Personal information
- Full name: Ratu Peni Tagive
- Born: 3 October 1988 (age 37) Campbelltown, New South Wales, Australia
- Height: 192 cm (6 ft 4 in)
- Weight: 99 kg (15 st 8 lb)

Playing information

Rugby league
- Position: Wing
Club
| Years | Team | Pld | T | G | FG | P |
| 2008–09 | Wests Tigers | 8 | 3 | 0 | 0 | 12 |
| 2010–11 | St. George Illawarra | 5 | 3 | 0 | 0 | 12 |
| 2012 | Sydney Roosters | 5 | 0 | 0 | 0 | 0 |
|  | Total | 18 | 6 | 0 | 0 | 24 |

Rugby union
Club
| Years | Team | Pld | T | G | FG | P |
| 2015 | Wests Rugby |  |  |  |  |  |
| 2015 | Canberra Vikings |  |  |  |  |  |
| 2019 | Austin Elite |  |  |  |  |  |
|  | Total | 0 | 0 | 0 | 0 | 0 |
- Source:
- Relatives: Ratu Tagive (brother)

= Peni Tagive =

Australian rugby footballer (born 1988)

Ratu Peni Tagive (born 3 October 1988) is an Australian former professional rugby league footballer who played for the Sydney Roosters in the Australian National Rugby League (NRL) competition. Tagive primarily played on the . Although a large winger, Tagive was a speedy athlete, recording 6.79 seconds over 60 metres. Tagive's parents are Fijian and African-American.

He is the older brother of rugby league & union player Ratu Tagive.

==Early life==
Tagive was born in Campbelltown, New South Wales. Tagive played junior football with the East Campbelltown Eagles. He played S.G.Ball and Jersey Flegg for Western Suburbs Magpies before selection on the undefeated 2006 Australian Schoolboy tour alongside Tiger's teammate Chris Lawrence. Tagive was side-lined during 2007 following a shoulder reconstruction.

==Rugby League career==
Tagive made his first-grade debut in round 1 of the 2008 season, playing for Wests Tigers against St George Illawarra Dragons.

Tagive was named in the Fiji training squad for the 2008 Rugby League World Cup, but was not selected to play.

In July, 2009 it was announced that Tagive had signed with the Dragons for two years from 2010 onwards.

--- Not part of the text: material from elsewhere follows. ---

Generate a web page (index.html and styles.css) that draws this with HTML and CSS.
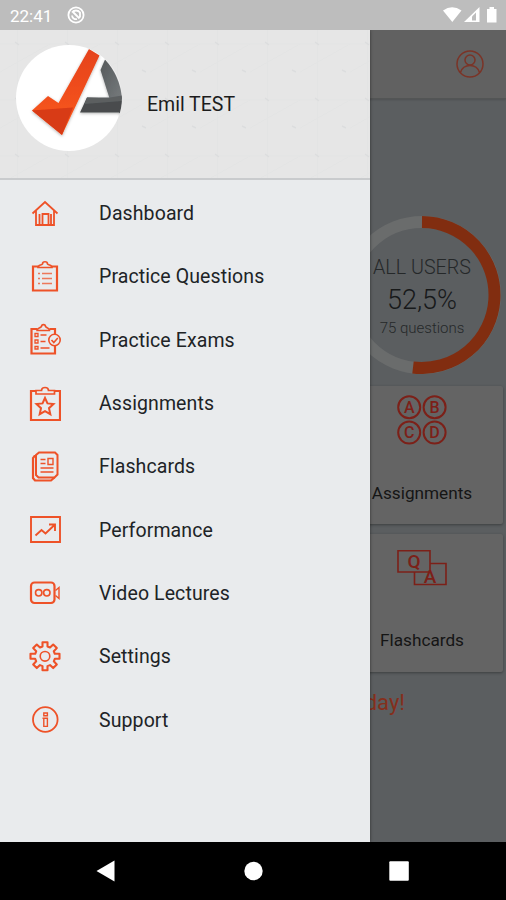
FILE: index.html
```html
<!DOCTYPE html>
<html lang="en">

<head>
    <meta charset="UTF-8">
    <meta name="viewport" content="width=device-width, initial-scale=1.0">
    <title>Dashboard</title>
    <link rel="stylesheet" href="styles.css">
</head>

<body>
    <div class="status-bar">
        <span class="time">22:41</span>
        <svg class="status-app" width="18" height="18" viewBox="0 0 18 18">
            <circle cx="9" cy="9" r="7.6" fill="none" stroke="#fff" stroke-width="1.8" />
            <path d="M5 6.5a5 5 0 0 1 8 0v5M5 9.500a4 4 0 0 0 5 3.500M5.500 5.500l7 7" fill="none" stroke="#fff" stroke-width="1.8" />
        </svg>
        <svg class="status-icons" width="56" height="18" viewBox="0 0 56 18">
            <path d="M0 4.500Q9 -2 18.500 4.500L9.300 16z" fill="#fff" />
            <path d="M21 16L36.500 1v15z" fill="#fff" />
            <path d="M29 10.500l4-4v8h-4z" fill="#bdbdbd" />
            <path d="M44 3h2.500V1h4.500v2h2.500v13.500H44z" fill="#fff" />
        </svg>
    </div>

    <div class="screen">
        <!-- Dashboard, dimmed while the menu is open -->
        <div class="page">
            <div class="toolbar">
                <svg width="28" height="28" viewBox="0 0 28 28" fill="none" stroke="#7b3427" stroke-width="1.5">
                    <circle cx="14" cy="14" r="13" />
                    <circle cx="14" cy="10" r="5" />
                    <path d="M4.500 22.500C6 17.500 10 15.500 14 15.500s8 2 9.500 7" />
                </svg>
            </div>
            <div class="column">
                <div class="score">
                    <svg class="ring" width="158" height="158" viewBox="0 0 158 158" fill="none" stroke-width="12">
                        <circle cx="79" cy="79" r="73" stroke="#6a6c6c" />
                        <path d="M79 6A73 73 0 1 1 70 151.500" stroke="#812d10" />
                    </svg>
                    <div class="score-text">
                        <div class="score-title">ALL USERS</div>
                        <div class="score-value">52,5%</div>
                        <div class="score-count">75 questions</div>
                    </div>
                </div>
                <div class="card">
                    <svg width="50" height="50" viewBox="0 0 50 50">
                        <g fill="none" stroke="#7c2018" stroke-width="2">
                            <circle cx="12.200" cy="12.200" r="11" />
                            <circle cx="37.600" cy="12.200" r="11" />
                            <circle cx="12.200" cy="37.600" r="11" />
                            <circle cx="37.600" cy="37.600" r="11" />
                        </g>
                        <g class="letters">
                            <text x="12.200" y="18">A</text>
                            <text x="37.600" y="18">B</text>
                            <text x="12.200" y="43.400">C</text>
                            <text x="37.600" y="43.400">D</text>
                        </g>
                    </svg>
                    <span>Assignments</span>
                </div>
                <div class="card">
                    <svg width="50" height="50" viewBox="0 0 50 50">
                        <path d="M17.500 22V34.500H49V13.500H33.500M1 .8H33V22H1z" fill="none" stroke="#7c2018" stroke-width="1.600" />
                        <g class="letters letters-big">
                            <text x="17" y="18">Q</text>
                            <text x="33" y="33">A</text>
                        </g>
                    </svg>
                    <span>Flashcards</span>
                </div>
            </div>
            <div class="motto">day!</div>
        </div>

        <!-- Side menu -->
        <div class="drawer">
            <div class="profile">
                <svg class="pattern" width="370" height="148">
                    <defs>
                        <pattern id="dots" width="50" height="56" patternUnits="userSpaceOnUse">
                            <path d="M17.500 0V56M0 14H50M0 42l50-28" fill="none" stroke="#e3e4e4" stroke-width="1" />
                            <path d="M15 12l4 3M42 40l4 2" stroke="#dcddde" stroke-width="1.500" />
                        </pattern>
                    </defs>
                    <rect width="370" height="148" fill="url(#dots)" />
                </svg>
                <svg class="avatar" width="108" height="108" viewBox="0 0 108 108">
                    <defs>
                        <linearGradient id="check" x1="0" y1="0" x2="0" y2="1">
                            <stop offset="0" stop-color="#e5421a" />
                            <stop offset="1" stop-color="#fb5a1c" />
                        </linearGradient>
                        <linearGradient id="leg" x1="0" y1="0" x2="1" y2="1">
                            <stop offset="0" stop-color="#55595b" />
                            <stop offset="1" stop-color="#777b7d" />
                        </linearGradient>
                        <clipPath id="round"><circle cx="54" cy="54" r="53" /></clipPath>
                        <filter id="soft" x="-20%" y="-20%" width="140%" height="140%">
                            <feDropShadow dx="0" dy="1" stdDeviation="1.500" flood-opacity=".3" />
                        </filter>
                    </defs>
                    <circle cx="54" cy="54" r="53" fill="#fff" />
                    <g clip-path="url(#round)">
                        <g filter="url(#soft)">
                            <path d="M90 15.500Q105 32 107 54L95 56 85.500 26z" fill="url(#leg)" />
                            <path d="M72 53.500L108 55V73l-4-4.500H65z" fill="#484b4d" />
                            <path d="M72 53.500H95l12-2v5.500L69.500 60z" fill="#5b5f61" />
                        </g>
                        <g filter="url(#soft)">
                            <path d="M74 5L84.500 11.500L47 91L17 66.500L33 52L43.500 59z" fill="url(#check)" />
                            <path d="M17 66.500L58 63.500 47 91z" fill="#d83a18" />
                        </g>
                    </g>
                </svg>
                <span class="user-name">Emil TEST</span>
            </div>
            <ul class="menu">
                <li>
                    <svg viewBox="0 0 32 36" stroke-width="1.800">
                        <path d="M3.500 17.500L16 6 28.500 17.500M7 15V29H25V15M10.500 18V28.500M13.500 28.500V18H19.500V28.500M22 18V28.500" />
                    </svg>
                    <span>Dashboard</span>
                </li>
                <li>
                    <svg viewBox="0 0 32 36" stroke-width="1.700">
                        <path d="M9 7.500H4V31.500H28V7.500H23" stroke-width="2.200" />
                        <path d="M9 8.500c0-3 3-2 4.500-3.500 0-3 5-3 5 0C20 6.500 23 5.500 23 8.500z" />
                        <path d="M9 14.500h2M13 14.500h10M9 19.500h2M13 19.500h10M9 24.500h2M13 24.500h10" stroke-opacity=".75" />
                    </svg>
                    <span>Practice Questions</span>
                </li>
                <li>
                    <svg viewBox="0 0 32 36" stroke-width="1.600">
                        <path d="M8 7H2.500V31.500H26V24M26 12V7H20.500" stroke-width="2.200" />
                        <path d="M8 8.500c0-3 3-2 4.500-4 0-2.500 4-2.500 4 0C18 6.500 20.500 5.500 20.500 8.500z" />
                        <path d="M6 11.500h3v3H6zM6 18h3v3H6zM6 24.500h3v2.500H6zM11.500 13h6M11.500 19.500h5M11.500 26h9" stroke-width="1.300" />
                        <circle cx="25.500" cy="18" r="5.700" />
                        <path d="M22.500 18l2.300 2.500 4-4.500" />
                    </svg>
                    <span>Practice Exams</span>
                </li>
                <li>
                    <svg viewBox="0 0 32 36" stroke-width="1.700">
                        <path d="M7 5H2V34H31V5H25.500" stroke-width="2.200" />
                        <path d="M7 8V4.500h5.500c0-4 7-4 7 0h6V8z" />
                        <path d="M16 12l2.500 5.400 6 .7-4.500 4.100 1.300 6-5.300-3.100-5.300 3.100 1.300-6L7.500 18.100l6-.7z" stroke-width="2" />
                    </svg>
                    <span>Assignments</span>
                </li>
                <li>
                    <svg viewBox="0 0 32 36" stroke-width="2">
                        <path d="M10 3.500H26l2.500 2.500V25.500l-3 3H9.500L7 26V6z" />
                        <path d="M7 7H5.500L4 9V29l2 2.500H22L25.500 28.500" stroke-width="2.200" />
                        <path d="M11.500 10.500h5M11.500 14.500h5M19 9.500h5v6h-5zM11.500 19h13M11.500 23h13" stroke-width="1.400" />
                    </svg>
                    <span>Flashcards</span>
                </li>
                <li>
                    <svg viewBox="0 0 32 36" stroke-width="1.900">
                        <path d="M2 5H31V30H2z" />
                        <path d="M6.500 23.500L12.500 18l4 3.500L25.500 13M20 12.500h6V19" />
                    </svg>
                    <span>Performance</span>
                </li>
                <li>
                    <svg viewBox="0 0 32 36" stroke-width="1.600">
                        <rect x="2" y="7.500" width="23.500" height="20.500" rx="3.500" stroke-width="2.200" />
                        <circle cx="9.700" cy="17.800" r="3.200" />
                        <circle cx="17.800" cy="17.800" r="3.200" />
                        <path d="M26.500 15.500l3.500-3V23.500l-3.500-3" stroke-width="1.400" />
                    </svg>
                    <span>Video Lectures</span>
                </li>
                <li>
                    <svg viewBox="0 0 32 36" stroke-width="2.100" stroke-linejoin="round">
                        <path d="M13.500 3.300h5v4.200l2.500 1 3.200-3 3.600 3.600-3 3.200 1 2.500H30.500v5H25.800l-1 2.500 3 3.200-3.600 3.600-3.200-3-2.500 1V31.300h-5V27.100l-2.500-1-3.200 3-3.600-3.600 3-3.200-1-2.500H1.500v-5H6.200l1-2.500-3-3.200L7.800 5.500l3.200 3 2.500-1z" />
                        <circle cx="16" cy="17.300" r="4.800" stroke-width="1.600" />
                    </svg>
                    <span>Settings</span>
                </li>
                <li>
                    <svg viewBox="0 0 32 36" stroke-width="1.800">
                        <circle cx="16.300" cy="17.500" r="12.300" />
                        <path d="M14.800 11h3.600v2.800h-3.600zM13.500 16.200h4.900v8.200h-3.600v-8" stroke-width="1.400" />
                    </svg>
                    <span>Support</span>
                </li>
            </ul>
        </div>
    </div>

    <div class="nav-bar">
        <svg width="22" height="22" viewBox="0 0 22 22"><path d="M.500 11L18.500 .5v21z" /></svg>
        <svg width="22" height="22" viewBox="0 0 22 22"><circle cx="11.500" cy="11" r="9.200" /></svg>
        <svg width="22" height="22" viewBox="0 0 22 22"><rect x="1.300" y="1.300" width="19.500" height="19.500" rx="1" /></svg>
    </div>
</body>

</html>
```
FILE: styles.css
```css
* {
    box-sizing: border-box;
    margin: 0;
    padding: 0;
}

body {
    font-family: Roboto, sans-serif;
    display: flex;
    flex-direction: column;
    width: 506px;
    height: 900px;
    overflow: hidden;
    background-color: #000;
}

svg {
    display: block;
    flex-shrink: 0;
}

.status-bar {
    display: flex;
    align-items: center;
    height: 30px;
    padding: 0 7px 0 10px;
    background-color: #bdbdbd;
    color: #fff;
}

.time {
    width: 57px;
    font-size: 17px;
    line-height: 30px;
    padding-top: 1px;
}

.status-icons {
    margin-left: auto;
}

.screen {
    position: relative;
    height: 812px;
    overflow: hidden;
}

.page {
    height: 812px;
    background-color: #5b5e60;
}

.toolbar {
    display: flex;
    justify-content: flex-end;
    align-items: center;
    height: 69px;
    padding-right: 22px;
    background-color: #616161;
    border-bottom: 1px solid #535555;
    box-shadow: 0 1px 2px rgba(0, 0, 0, 0.15);
}

.column {
    display: flex;
    flex-direction: column;
    gap: 10px;
    width: 162px;
    margin-left: auto;
    margin-right: 3px;
    padding-top: 117px;
}

.score {
    display: grid;
    justify-items: center;
    height: 160px;
}

.ring,
.score-text {
    grid-area: 1 / 1;
}

.score-text {
    padding-top: 39px;
    text-align: center;
    white-space: nowrap;
    color: #252829;
}

.score-title {
    font-size: 19.7px;
    font-weight: 300;
    line-height: 26px;
}

.score-value {
    font-size: 27px;
    font-weight: 300;
    line-height: 38px;
    color: #17191a;
}

.score-count {
    font-size: 15px;
    font-weight: 300;
    line-height: 18px;
}

.card {
    display: flex;
    flex-direction: column;
    align-items: center;
    height: 138px;
    padding-top: 9px;
    background-color: #646464;
    border-radius: 2px;
    box-shadow: 0 1px 3px rgba(0, 0, 0, 0.35);
}

.card + .card {
    padding-top: 16px;
}

.card span {
    margin-top: 37px;
    font-size: 17.2px;
    line-height: 22px;
    color: #151515;
}

.card + .card span {
    margin-top: 29px;
}

.letters {
    font-size: 16px;
    font-weight: 500;
    fill: #7c2018;
    text-anchor: middle;
}

.letters-big {
    font-size: 19px;
}

.motto {
    padding: 17px 101px 0 0;
    text-align: right;
    font-size: 22px;
    line-height: 28px;
    color: #852f1c;
}

/* Drawer */
.drawer {
    position: absolute;
    top: 0;
    left: 0;
    width: 370px;
    height: 812px;
    background-color: #e9ebed;
    box-shadow: 0 0 3px rgba(0, 0, 0, 0.5);
}

.profile {
    display: grid;
    grid-template-columns: 147px 1fr;
    align-items: center;
    height: 150px;
    background-color: #e6e6e6;
    border-bottom: 2px solid #c9cbcd;
}

.pattern {
    grid-area: 1 / 1 / 2 / 3;
}

.avatar {
    grid-area: 1 / 1;
    margin: 0 0 12px 15px;
}

.user-name {
    grid-area: 1 / 2;
    padding-top: 2px;
    font-size: 19.5px;
    line-height: 24px;
    color: #1c1c1c;
}

.menu {
    list-style: none;
    padding-top: 2px;
}

.menu li {
    display: flex;
    align-items: center;
    height: 63.3px;
    padding-left: 29px;
    font-size: 19.5px;
    letter-spacing: 0.1px;
    color: #202326;
}

.menu svg {
    width: 32px;
    height: 36px;
    margin-right: 38px;
    fill: none;
    stroke: #ee5228;
}

/* System buttons */
.nav-bar {
    display: flex;
    justify-content: space-between;
    align-items: center;
    height: 58px;
    padding: 0 96px;
    background-color: #000;
}

.nav-bar svg {
    fill: #fff;
}
```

In his first trial match for the Dragons, he suffered an injury to his knee that was to rule him out for the season. By the time Tagive made his debut for his new club, in round 9 of 2011, he had undergone 5 major surgeries, including 2 shoulder reconstructions.

It was revealed on 3 August 2011 that Tagive had signed a two-year deal with the Sydney Roosters after the Dragons had released him from the final year of his contract. He played five games in first grade, for one win, in the middle of the 2012 season before injuring his hamstring. He ended the year playing for feeder team Newtown Jets that won the NSW Cup grand final.

At the end of 2012, Tagive retired, stating a desire to focus on his studies. "I want to thank everyone at the club for their support through the year and for supporting the decision I have made for my future, as I look ahead to life after footy," he said.

==American football==
Tagive later moved to the United States to play collegiate American football at Baylor University. He was a defensive-end for the Baylor Bears.

==Rugby Union==
Since returning to Australia, he has been playing rugby union for Wests in Canberra. In August 2015, he was named in the Canberra Vikings for the 2015 National Rugby Championship.